A test harness is the automation layer that sits on top of this environment. It includes the drivers and stubs needed to run code in isolation. Drivers simulate the parts of the system that call your code, while stubs stand in for the parts your code calls. Together, they let you test a single module without needing the entire application running. The harness compiles the test cases, executes them, and reports results. In practice, people often use “test bench,” “test bed,” and “test environment” interchangeably when referring to the overall setup, while “test harness” specifically means the automation tooling.
Hardware-in-the-Loop Testing
Some systems are too expensive, dangerous, or logistically difficult to test fully in the real world. An aircraft autopilot controller, for instance, can’t be safely tested by inducing every possible failure mode in flight. Hardware-in-the-loop (HIL) testing solves this by connecting the real controller to a simulated version of everything else.

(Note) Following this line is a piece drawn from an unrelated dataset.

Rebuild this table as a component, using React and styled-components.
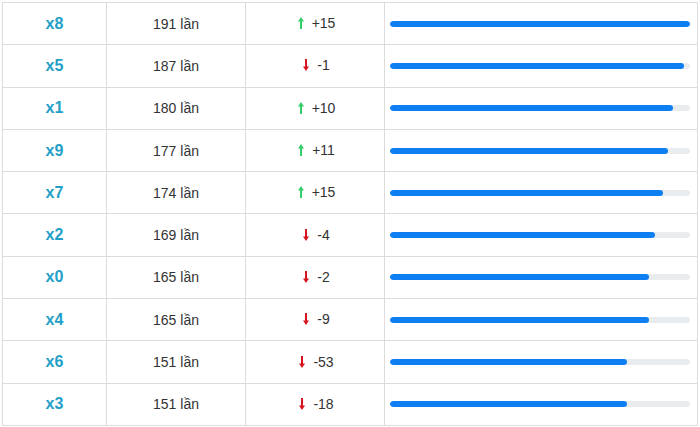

A HIL test bench has three main pieces: a real-time processor that runs a simulation fast enough to mimic the physical world, input/output interfaces that connect to the actual controller being tested, and an operator interface for configuring tests and viewing results. The real-time processor executes a model of the engine, vehicle, aircraft, or wind turbine, generating the sensor signals the controller expects to see. The controller responds as if it were in the real system, and the test bench records everything.
These setups can also inject faults. Fault insertion units sit between the simulated signals and the controller, switching connections to simulate a broken sensor, a short circuit, or a disconnected wire. This lets engineers verify that the controller handles failures gracefully before it ever encounters one in the field. For complex products like cars, where dozens of networked controllers must work together, full vehicle simulators connect all the real controllers to a single shared simulation, testing integration across the entire system.
Why Bench Testing Matters
The practical value of a test bench comes down to time, cost, and control. A bench test lets you isolate variables that are tangled together in real-world operation. You can hold temperature constant while varying pressure, repeat the same scenario hundreds of times, or test a failure condition that would be dangerous to create in practice.
The time savings can be dramatic. In lubricant testing for heavy trucks, an SAE study comparing bench tests to field tests found that 400 hours on an engine test bench corresponded to roughly 200,000 kilometers of real-world driving. The field test required three drain periods of 100,000 kilometers each, consuming enormous time and resources for engine inspections and part evaluations. A bench test compresses that into a controlled run with tighter operating conditions, letting engineers screen candidate oils far faster.
The same principle applies in digital design. Running a UVM test bench overnight can exercise millions of input combinations on a chip design. Doing the equivalent with physical prototypes would require fabricating silicon first, a process that takes weeks and costs orders of magnitude more. Whether the system under test is a truck engine, an embedded controller, or a billion-transistor chip, the test bench exists to find problems early, when they’re cheapest and easiest to fix.